Patricia Bosworth, an actress and model before embarking on a long career as a magazine writer and an author of well-received biographies and two memoirs, died on April 2 in Manhattan. She was 86. The cause of death was complications of pneumonia brought on by the coronavirus.
After graduating from Sarah Lawrence in 1955, Ms. Bosworth was accepted as a student at the Actors Studio. Her classmates included Marlon Brando and Marilyn Monroe. She wrote of that time in her 2001 biography of Brando. Her other biographies were of Montgomery Clift (1978), the photographer Diane Arbus (1984) and Jane Fonda (2011). She performed in several regional theaters and appeared on screen in the 1959 movie “The Nun’s Story,” which starred Audrey Hepburn.
Her first memoir, “Anything Your Little Heart Desires,” was a 1997 bestseller that focused on her father, Bartley Crum, one of the lawyers who defended the blacklisted “Hollywood 10” during the Red Scare of the late 1940s, and included the suicides of her younger brother and her father. Her second memoir, “The Men in My Life: A Memoir of Love and Art in 1950s Manhattan,” was published in 2017. Her final book, slated for publication next year, is “Protest Song: Paul Robeson, J. Edgar Hoover and the Ongoing Fight for Racial Equality.”
In addition to her books, Ms. Bosworth was a contributing editor at Vanity Fair since 1988. She became a journalist in the 1960s, as an editor at Woman’s Day. From 1969 to 1972, she was senior editor at McCall’s, then spent two years as managing editor of Harper’s Bazaar. Her award-winning work has also appeared in such publications as The New York Times, New York magazine, The Nation, Esquire, Mirabella and Working Woman, and she has taught at the Graduate School of Journalism at Columbia University and at New York University.
Gladys Bourdain, a copy editor at The New York Times for 24 years, died on Jan. 10 in New York after suffering deteriorating health for several years. She was 85. In addition to being the mother of Anthony Bourdain, the late chef, author, TV host and travel documentarian, Ms. Bourdain had her own media career. After marrying and raising two sons, Anthony and Christopher (a banker), she led the life of a homemaker in Leonia, N.J., until 1973, when she joined the Bergen Record’s entertainment section. In 1978, she was named entertainment editor of The Trib, a short-lived startup newspaper that published only on weekdays. Ms.
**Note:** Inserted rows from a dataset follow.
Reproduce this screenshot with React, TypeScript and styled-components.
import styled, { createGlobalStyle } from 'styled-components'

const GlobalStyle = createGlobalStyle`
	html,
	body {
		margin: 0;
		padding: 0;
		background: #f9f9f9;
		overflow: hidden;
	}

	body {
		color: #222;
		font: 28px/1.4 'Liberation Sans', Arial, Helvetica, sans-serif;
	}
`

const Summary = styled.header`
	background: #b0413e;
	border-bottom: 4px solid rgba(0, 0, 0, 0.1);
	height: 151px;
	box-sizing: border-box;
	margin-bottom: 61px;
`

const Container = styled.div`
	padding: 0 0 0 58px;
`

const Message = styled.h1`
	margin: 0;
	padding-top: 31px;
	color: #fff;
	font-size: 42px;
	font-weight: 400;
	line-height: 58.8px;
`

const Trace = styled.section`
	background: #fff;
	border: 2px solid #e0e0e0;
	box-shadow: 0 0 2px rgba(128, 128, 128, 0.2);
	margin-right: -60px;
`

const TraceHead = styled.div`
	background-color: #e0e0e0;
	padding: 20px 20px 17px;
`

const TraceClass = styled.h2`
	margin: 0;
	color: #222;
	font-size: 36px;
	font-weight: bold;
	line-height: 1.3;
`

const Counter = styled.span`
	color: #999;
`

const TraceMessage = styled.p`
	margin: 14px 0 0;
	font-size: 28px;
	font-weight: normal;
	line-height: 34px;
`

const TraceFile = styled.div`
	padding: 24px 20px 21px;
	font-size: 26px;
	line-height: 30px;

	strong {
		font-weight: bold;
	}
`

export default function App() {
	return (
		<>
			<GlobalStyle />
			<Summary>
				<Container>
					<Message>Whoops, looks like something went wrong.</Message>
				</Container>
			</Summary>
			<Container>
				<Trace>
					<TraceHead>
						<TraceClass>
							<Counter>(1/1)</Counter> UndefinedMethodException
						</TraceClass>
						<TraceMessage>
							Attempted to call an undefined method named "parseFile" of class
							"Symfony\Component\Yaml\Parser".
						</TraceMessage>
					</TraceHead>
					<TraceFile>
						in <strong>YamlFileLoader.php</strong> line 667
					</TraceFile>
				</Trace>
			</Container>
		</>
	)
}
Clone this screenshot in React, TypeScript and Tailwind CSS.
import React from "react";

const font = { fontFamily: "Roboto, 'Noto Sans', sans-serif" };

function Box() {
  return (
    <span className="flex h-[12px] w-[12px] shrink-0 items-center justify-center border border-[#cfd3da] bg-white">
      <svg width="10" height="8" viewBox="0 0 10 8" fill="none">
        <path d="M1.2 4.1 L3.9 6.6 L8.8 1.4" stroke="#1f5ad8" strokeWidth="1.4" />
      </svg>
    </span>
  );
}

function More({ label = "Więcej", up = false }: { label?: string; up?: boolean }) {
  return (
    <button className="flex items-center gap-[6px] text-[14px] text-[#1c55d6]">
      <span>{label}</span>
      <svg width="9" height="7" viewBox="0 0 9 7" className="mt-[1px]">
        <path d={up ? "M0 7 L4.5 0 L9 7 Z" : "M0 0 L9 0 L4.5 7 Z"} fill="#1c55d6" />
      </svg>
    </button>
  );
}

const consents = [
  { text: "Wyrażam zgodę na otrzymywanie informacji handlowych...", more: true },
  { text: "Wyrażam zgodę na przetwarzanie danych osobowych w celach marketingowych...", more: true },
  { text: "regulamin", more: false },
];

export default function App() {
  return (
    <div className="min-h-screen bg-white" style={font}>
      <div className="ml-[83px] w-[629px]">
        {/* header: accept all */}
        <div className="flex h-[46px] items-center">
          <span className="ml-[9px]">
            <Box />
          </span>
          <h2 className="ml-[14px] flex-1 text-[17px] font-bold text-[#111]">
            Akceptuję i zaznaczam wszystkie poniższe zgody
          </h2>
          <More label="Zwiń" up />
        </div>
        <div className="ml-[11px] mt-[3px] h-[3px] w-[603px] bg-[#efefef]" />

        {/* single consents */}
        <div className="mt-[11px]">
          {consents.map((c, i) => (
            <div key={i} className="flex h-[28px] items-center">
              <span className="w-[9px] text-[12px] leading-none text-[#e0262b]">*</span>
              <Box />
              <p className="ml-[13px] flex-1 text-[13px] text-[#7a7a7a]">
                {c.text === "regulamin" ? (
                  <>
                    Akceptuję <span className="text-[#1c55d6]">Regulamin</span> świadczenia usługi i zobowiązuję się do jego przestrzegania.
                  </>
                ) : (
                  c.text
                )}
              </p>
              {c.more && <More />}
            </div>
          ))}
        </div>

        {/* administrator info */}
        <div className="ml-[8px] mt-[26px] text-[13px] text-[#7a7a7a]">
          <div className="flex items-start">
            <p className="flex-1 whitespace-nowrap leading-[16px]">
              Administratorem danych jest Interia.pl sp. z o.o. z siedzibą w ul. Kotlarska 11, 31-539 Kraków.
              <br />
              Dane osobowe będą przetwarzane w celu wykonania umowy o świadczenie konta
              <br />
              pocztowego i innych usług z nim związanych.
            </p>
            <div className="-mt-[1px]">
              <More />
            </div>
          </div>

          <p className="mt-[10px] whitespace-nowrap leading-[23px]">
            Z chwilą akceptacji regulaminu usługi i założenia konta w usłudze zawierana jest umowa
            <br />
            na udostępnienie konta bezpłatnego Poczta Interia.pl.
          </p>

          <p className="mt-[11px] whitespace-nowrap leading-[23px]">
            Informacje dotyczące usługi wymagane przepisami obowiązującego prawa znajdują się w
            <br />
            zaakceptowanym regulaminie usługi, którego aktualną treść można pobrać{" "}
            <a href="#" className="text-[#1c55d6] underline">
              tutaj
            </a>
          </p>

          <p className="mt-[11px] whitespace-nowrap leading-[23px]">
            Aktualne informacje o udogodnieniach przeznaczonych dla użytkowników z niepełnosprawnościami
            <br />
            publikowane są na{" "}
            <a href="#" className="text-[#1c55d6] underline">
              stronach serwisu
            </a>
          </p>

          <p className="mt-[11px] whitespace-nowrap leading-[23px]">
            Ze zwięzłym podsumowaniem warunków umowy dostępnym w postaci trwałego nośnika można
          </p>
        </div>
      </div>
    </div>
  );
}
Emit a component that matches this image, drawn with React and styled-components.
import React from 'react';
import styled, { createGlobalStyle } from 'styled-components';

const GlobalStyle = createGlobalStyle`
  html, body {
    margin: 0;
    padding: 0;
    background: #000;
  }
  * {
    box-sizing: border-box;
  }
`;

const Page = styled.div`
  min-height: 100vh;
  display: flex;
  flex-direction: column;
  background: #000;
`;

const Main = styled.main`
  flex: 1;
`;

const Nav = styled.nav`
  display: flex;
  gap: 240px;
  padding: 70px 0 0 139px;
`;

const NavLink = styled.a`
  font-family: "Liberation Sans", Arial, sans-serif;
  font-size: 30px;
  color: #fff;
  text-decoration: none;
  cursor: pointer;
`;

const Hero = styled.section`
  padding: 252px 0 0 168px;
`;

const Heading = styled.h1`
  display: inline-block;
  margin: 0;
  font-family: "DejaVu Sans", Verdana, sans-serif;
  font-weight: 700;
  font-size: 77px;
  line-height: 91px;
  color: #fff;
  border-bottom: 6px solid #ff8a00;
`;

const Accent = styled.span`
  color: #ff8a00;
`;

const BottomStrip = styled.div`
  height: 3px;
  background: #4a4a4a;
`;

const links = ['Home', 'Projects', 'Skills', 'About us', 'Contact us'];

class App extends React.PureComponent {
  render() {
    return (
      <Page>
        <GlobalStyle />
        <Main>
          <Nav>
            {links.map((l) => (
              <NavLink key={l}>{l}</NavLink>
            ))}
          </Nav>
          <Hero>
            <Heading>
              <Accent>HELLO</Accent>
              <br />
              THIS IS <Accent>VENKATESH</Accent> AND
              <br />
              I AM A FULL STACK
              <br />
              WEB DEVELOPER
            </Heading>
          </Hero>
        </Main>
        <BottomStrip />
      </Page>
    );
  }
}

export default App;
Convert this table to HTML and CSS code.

Bourdain moved to Paris in 1980, working as a translator for Agence France-Presse. She returned to New York in 1984 and was hired by The Times as a copy editor in the Culture and Metro sections. She also wrote numerous articles for The Times, as well as for Opera News and other music-related publications. On several occasions until her retirement in 2008, she represented Guild members in negotiations with Times management. In 1997, Ms. Bourdain translated “On Stage, Off Stage: A Memoir” by French opera singer Regine Crespin, a close friend. In 1999, through an acquaintance at The New Yorker, she helped her son Anthony submit an essay to the magazine about what goes on behind the kitchen doors of restaurants in New York City. It was called “Don’t Eat Before Reading This,” became the basis of his best-selling book, “Kitchen Confidential: Adventures in the Culinary Underbelly,” and ignited her son’s career as one of the best-known travel, food and culture commentators of modern times.